Alabama passes first anti-human trafficking law

House Bill 432, Alabama’s first anti-human trafficking legislation, passed in both houses of the Alabama State Legislature merely hours before the 2010 legislative session ended on Thursday, April 22. The bill, which provides extensive protection for victims of labor and sex trade, will add Alabama to the list of 44 states that have strictly criminalized human trafficking under state law, according to the Polaris project.

The passage of the bill will create new human trafficking crimes and penalties, provide mandatory restitution for victims, allow victims to sue their traffickers and provide for asset forfeiture.

Along with the Polaris Project and the DA’s Association, local anti-human trafficking coalition Freedom to Thrive helped draft the bill and said that anti-human trafficking legislation has been a long time coming for Alabama. Supporters of the bill say that a state law will now lead to more prosecutions of what is considered modern-day slavery.

“It’s a huge victory,” Sara Jane Camacho, director of Freedom to Thrive, said. “Having legislation on the books is really the starting point for educating law enforcement and the community about human trafficking.”

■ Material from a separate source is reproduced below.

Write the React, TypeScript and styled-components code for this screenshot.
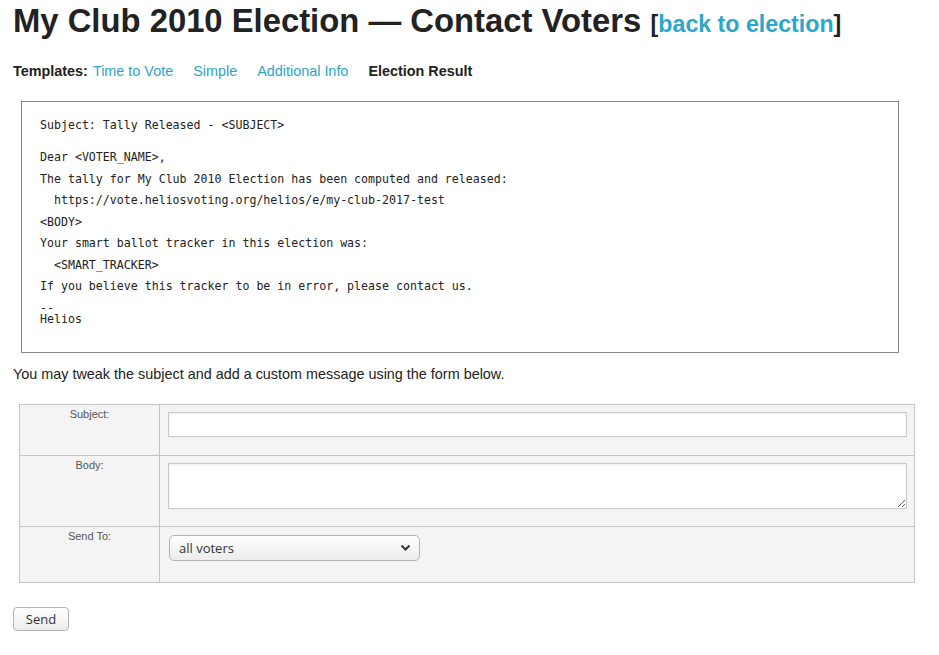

After a tangible encounter with child sex slaves in Thailand at age 16, Camacho returned to Birmingham “ticked off” that people were not aware of young children enslaved for labor or sex abroad and in Birmingham, she said. In 2009, Camacho helped form Freedom to Thrive, which was created as a response to the growing prevalence of human trafficking in the southeast and in Birmingham.

According to the Birmingham News, a lawsuit filed in Birmingham federal court in 2009 claims that a Mississippi man paid inadequate wages to two male Guatemalan guest workers for work in Mississippi and Alabama, forced them into debt, confiscated their visas and threatened to report them to immigration officials.

In addition, a federal grand jury in Birmingham indicted a man from Florence, Ala., in December for harboring a female minor in Lauderdale County and forcing her to perform sex acts for payment.